An auditorium unearthed by archaeologists in East London is thought to be the site where Shakespeare's early plays had their debut. Reporter Nicola Stanbridge talks to the archaeologists about the latest plans.

Sports news with Garry Richardson.

The coalition is not winning in large areas of south Afghanistan, the commander of American and Nato forces in the area has said. Security correspondent Gordon Corera talks to General David McKiernan about why British troops are failing to have an affect in the area.

Business news with Adam Shaw.

The Department for International Development is holding a conference to look at how poorer countries can be helped to cope with the impacts of the current global economic downturn and climate change. Lord Stern, author of the Stern Review and speaker at the conference, discusses whether the conclusions he drew in 2006 still hold sway in the current global recession.
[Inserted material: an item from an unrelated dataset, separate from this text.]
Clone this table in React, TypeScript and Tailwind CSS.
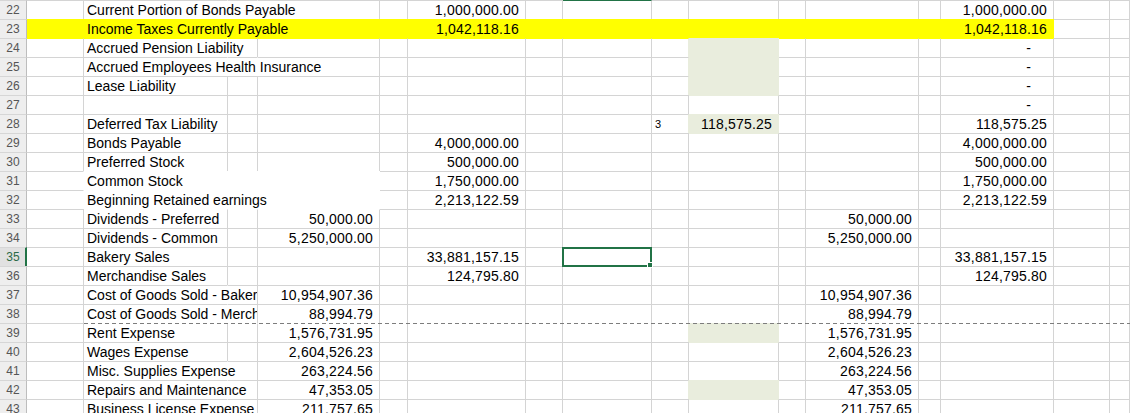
import React from "react";

type Fill = "yellow" | "green" | "white";
type Cell = { t?: string; num?: boolean; dash?: boolean; small?: boolean; fill?: Fill; clip?: boolean };
type Row = { n: number; cells: Record<string, Cell>; ovr?: string[]; sel?: boolean; pageBreak?: boolean };

const cols = [
  { k: "A", w: "w-[57px]" },
  { k: "B", w: "w-[144px]" },
  { k: "C", w: "w-[30px]" },
  { k: "D", w: "w-[122px]" },
  { k: "E", w: "w-[28px]" },
  { k: "F", w: "w-[118px]" },
  { k: "G", w: "w-[37px]" },
  { k: "H", w: "w-[89px]" },
  { k: "I", w: "w-[37px]" },
  { k: "J", w: "w-[90px]" },
  { k: "K", w: "w-[27px]" },
  { k: "L", w: "w-[113px]" },
  { k: "M", w: "w-[22px]" },
  { k: "N", w: "w-[113px]" },
  { k: "O", w: "w-[56px]" },
  { k: "P", w: "flex-1" },
];

const yellowRow: Record<string, Cell> = {};
"ABCDEFGHIJKLMN".split("").forEach((k) => (yellowRow[k] = { fill: "yellow" }));

const rows: Row[] = [
  { n: 22, cells: { B: { t: "Current Portion of Bonds Payable" }, F: { t: "1,000,000.00", num: true }, N: { t: "1,000,000.00", num: true } }, ovr: ["B", "C"] },
  {
    n: 23,
    cells: {
      ...yellowRow,
      B: { t: "Income Taxes Currently Payable", fill: "yellow" },
      F: { t: "1,042,118.16", num: true, fill: "yellow" },
      N: { t: "1,042,118.16", num: true, fill: "yellow" },
    },
  },
  { n: 24, cells: { B: { t: "Accrued Pension Liability" }, J: { fill: "green" }, N: { t: "-", dash: true } }, ovr: ["B"] },
  { n: 25, cells: { B: { t: "Accrued Employees Health Insurance" }, J: { fill: "green" }, N: { t: "-", dash: true } }, ovr: ["B", "C"] },
  { n: 26, cells: { B: { t: "Lease Liability" }, J: { fill: "green" }, N: { t: "-", dash: true } } },
  { n: 27, cells: { N: { t: "-", dash: true } } },
  {
    n: 28,
    cells: {
      B: { t: "Deferred Tax Liability" },
      I: { t: "3", small: true },
      J: { t: "118,575.25", num: true, fill: "green" },
      N: { t: "118,575.25", num: true },
    },
  },
  { n: 29, cells: { B: { t: "Bonds Payable" }, F: { t: "4,000,000.00", num: true }, N: { t: "4,000,000.00", num: true } } },
  { n: 30, cells: { B: { t: "Preferred Stock" }, F: { t: "500,000.00", num: true }, N: { t: "500,000.00", num: true } } },
  {
    n: 31,
    cells: { B: { t: "Common Stock", fill: "white" }, C: { fill: "white" }, D: { fill: "white" }, F: { t: "1,750,000.00", num: true }, N: { t: "1,750,000.00", num: true } },
  },
  {
    n: 32,
    cells: {
      B: { t: "Beginning Retained earnings", fill: "white" },
      C: { fill: "white" },
      D: { fill: "white" },
      F: { t: "2,213,122.59", num: true },
      N: { t: "2,213,122.59", num: true },
    },
  },
  { n: 33, cells: { B: { t: "Dividends - Preferred" }, D: { t: "50,000.00", num: true }, L: { t: "50,000.00", num: true } } },
  { n: 34, cells: { B: { t: "Dividends - Common" }, D: { t: "5,250,000.00", num: true }, L: { t: "5,250,000.00", num: true } } },
  { n: 35, sel: true, cells: { B: { t: "Bakery Sales" }, F: { t: "33,881,157.15", num: true }, N: { t: "33,881,157.15", num: true } } },
  { n: 36, cells: { B: { t: "Merchandise Sales" }, F: { t: "124,795.80", num: true }, N: { t: "124,795.80", num: true } } },
  { n: 37, cells: { B: { t: "Cost of Goods Sold - Bakery", clip: true }, D: { t: "10,954,907.36", num: true }, L: { t: "10,954,907.36", num: true } }, ovr: ["B"] },
  { n: 38, cells: { B: { t: "Cost of Goods Sold - Merchandise", clip: true }, D: { t: "88,994.79", num: true }, L: { t: "88,994.79", num: true } }, ovr: ["B"] },
  { n: 39, pageBreak: true, cells: { B: { t: "Rent Expense" }, D: { t: "1,576,731.95", num: true }, J: { fill: "green" }, L: { t: "1,576,731.95", num: true } } },
  { n: 40, cells: { B: { t: "Wages Expense" }, D: { t: "2,604,526.23", num: true }, L: { t: "2,604,526.23", num: true } } },
  { n: 41, cells: { B: { t: "Misc. Supplies Expense" }, D: { t: "263,224.56", num: true }, L: { t: "263,224.56", num: true } }, ovr: ["B"] },
  { n: 42, cells: { B: { t: "Repairs and Maintenance" }, D: { t: "47,353.05", num: true }, J: { fill: "green" }, L: { t: "47,353.05", num: true } }, ovr: ["B"] },
  { n: 43, cells: { B: { t: "Business License Expense" }, D: { t: "211,757.65", num: true }, L: { t: "211,757.65", num: true } }, ovr: ["B"] },
];

const bgCls: Record<Fill, string> = { yellow: "bg-[#ffff00]", green: "bg-[#e9eddd]", white: "bg-white" };
const topCls: Record<string, string> = {
  grid: "border-t-[#d4d4d4]",
  none: "border-t-transparent",
  yellow: "border-t-[#ffff00]",
  green: "border-t-[#e9eddd]",
  white: "border-t-white",
  sel: "border-t-[#217346]",
};
const rightCls: Record<string, string> = {
  grid: "border-r-[#d4d4d4]",
  none: "border-r-transparent",
  yellow: "border-r-[#ffff00]",
  green: "border-r-[#e9eddd]",
  white: "border-r-white",
};

const fillAt = (r: number, c: number): Fill | undefined => {
  if (r < 0 || c < 0 || c >= cols.length) return undefined;
  return rows[r].cells[cols[c].k]?.fill;
};

const topKey = (r: number, c: number) => {
  const f = fillAt(r, c) ?? fillAt(r - 1, c);
  if (f) return f;
  if (r === 0 && cols[c].k === "H") return "sel";
  if (rows[r].pageBreak && c >= 1) return "none";
  return "grid";
};

const rightKey = (r: number, c: number) => {
  const f = fillAt(r, c) ?? fillAt(r, c + 1);
  if (f) return f;
  if (rows[r].ovr?.includes(cols[c].k)) return "none";
  return "grid";
};

const SheetCell = ({ r, c }: { r: number; c: number }) => {
  const col = cols[c];
  const cell = rows[r].cells[col.k];
  const selected = rows[r].sel && col.k === "H";
  let content: React.ReactNode = null;
  if (cell?.t) {
    if (cell.dash) content = <span className="pr-[22px]">-</span>;
    else if (cell.num) content = <span className="pr-[6px] tracking-[0.2px]">{cell.t}</span>;
    else if (cell.small) content = <span className="pl-[3px] text-[11px]">{cell.t}</span>;
    else if (cell.clip)
      content = <div className="relative z-10 w-[173px] shrink-0 overflow-hidden whitespace-nowrap pl-[3px]">{cell.t}</div>;
    else content = <span className="relative z-10 whitespace-nowrap pl-[3px]">{cell.t}</span>;
  }
  const align = cell?.num || cell?.dash ? "justify-end" : "justify-start";
  return (
    <div
      className={`${col.w} ${selected ? "relative" : ""} flex h-[19px] shrink-0 items-center border-t border-r ${align} ${topCls[topKey(r, c)]} ${rightCls[rightKey(r, c)]} ${cell?.fill ? bgCls[cell.fill] : ""}`}
    >
      {content}
      {selected && (
        <div className="absolute -top-px -right-px -bottom-px -left-px z-20 border-2 border-[#217346]">
          <div className="absolute -right-[3px] -bottom-[3px] h-[6px] w-[6px] border border-white bg-[#217346]" />
        </div>
      )}
    </div>
  );
};

export default function App() {
  return (
    <div className="h-[413px] w-[1130px] overflow-hidden bg-white font-['Liberation_Sans',Arial,sans-serif] text-[14px] leading-[18px] text-black">
      {rows.map((row, r) => (
        <div key={row.n} className="relative flex">
          <div
            className={`flex h-[19px] w-[27px] shrink-0 items-center justify-center border-t border-t-[#d6d6d6] text-[12px] ${
              row.sel
                ? "border-r-2 border-r-[#217346] bg-[#e1e1e1] pl-px text-[#2c6a47]"
                : "border-r border-r-[#bdbdbd] bg-[#eeeeee] text-[#555555]"
            }`}
          >
            {row.n}
          </div>
          {cols.map((_, c) => (
            <SheetCell key={c} r={r} c={c} />
          ))}
          {row.pageBreak && (
            <div className="absolute top-0 right-0 left-[84px] h-px bg-[linear-gradient(to_right,#7d7d7d_4px,transparent_4px)] bg-[length:7px_1px]" />
          )}
        </div>
      ))}
    </div>
  );
}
A debate is raging between hunters and animal rights campaigners as to whether a rare white deer native to the Kirkconnel estate in Scotland should be shot owing to a genetic defect. The white coated roebuck deer has a genetic defect which could damage the gene pool of the domestic species. Will Travers, chief executive of the Born Free Foundation, and Charlie Jacoby, editor of the magazine Sporting Rifle, discuss whether the deer should be kept alive.

The modern Commonwealth is marking its 60th anniversary this year but a new survey suggests young people in Britain are increasingly apathetic towards the organisation. World affairs correspondent Mike Wooldridge talks to Kenyan villagers involved in Commonwealth charity programmes.

A new report by the think tank Policy Exchange is calling for a re-evaluation of how we manage litter. The report suggests that litter clear up is costing councils 500m a year. Bill Bryson, president of the Campaign to Protect Rural England, discusses how to deal with the problem.

Responsibility has been claimed for the attacks at an army barracks in Northern Ireland. The dissident Republican group the Real IRA has admitted to being behind the killing of two soldiers and the injuring of four other people. Panorama reporter Peter Taylor and security correspondent Frank Gardner discuss whether the Real IRA poses a serious threat to security in the region.